Rovio Mobile says it has learned a thing or two about piracy from the music industry – namely, how not to deal with it. The Finnish developer behind the wildly popular Angry Birds franchise was at the Midem conference in Cannes yesterday, where its chief executive Mikael Hed told an audience that "piracy may not be a bad thing" and that it can actually get the company more business by the end of the day.

Hed admits that they have some issues with piracy, not only involving the app itself, but also with the proliferation of bogus Angry Birds merchandise. However, the company believes that  pirated materials can help attract more fans to the franchise, which could then spend money on legitimate Angry Birds offerings.

The company's CEO said that they have avoided the rather terrible ways the music industry has tried to combat piracy, and instead of viewing people in terms of users, they view them as fans. "If we lose that fanbase, our business is done, but if we can grow that fanbase, our business will grow," Mikael Hed commented.

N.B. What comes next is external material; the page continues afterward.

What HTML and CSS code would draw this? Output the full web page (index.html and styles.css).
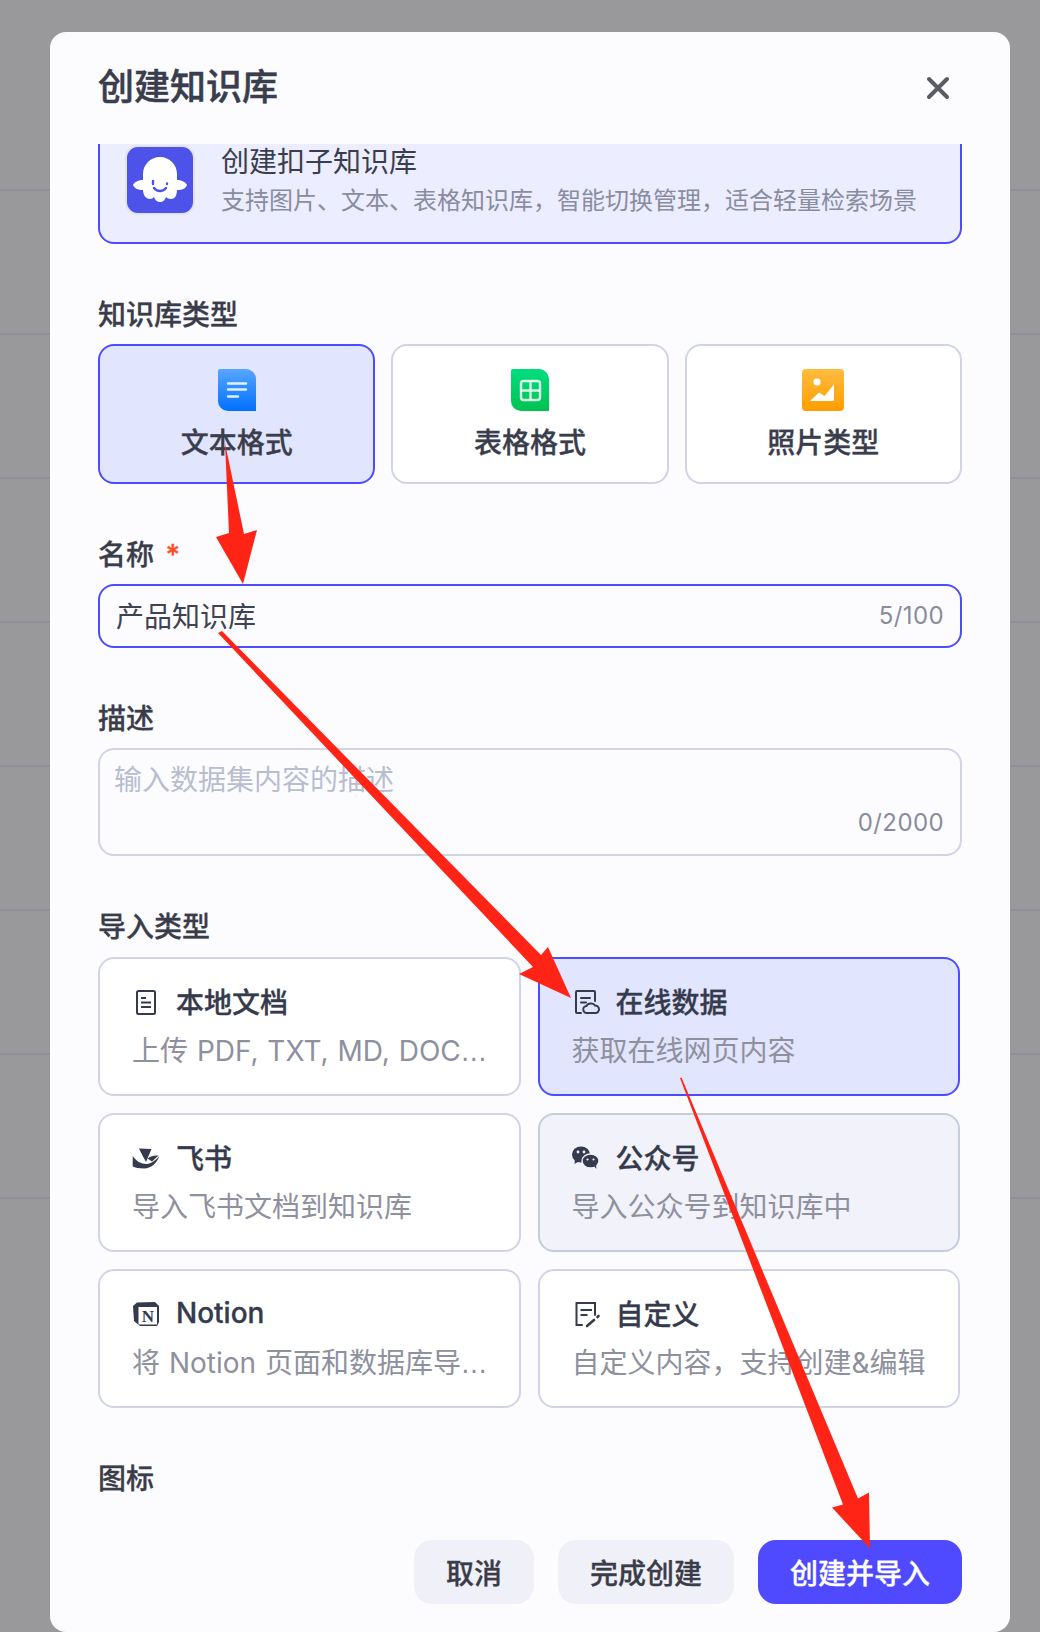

To some extent Rovio is in a different position than most game developers and can afford to lose some $0.99 game sales given that their Angry Birds franchise has grown so big it has moved beyond the game world and into the physical world with toys and other branded items. The company says its apps have become a channel to cross-promote and sell further content so as long as it reaches a broader audience it's still doing business.

Although Hed explained that Rovio sees it as "futile" to pursue pirates through the courts, they would do it in cases where it feels the products they are selling are harmful to the Angry Birds brand or ripping off fans.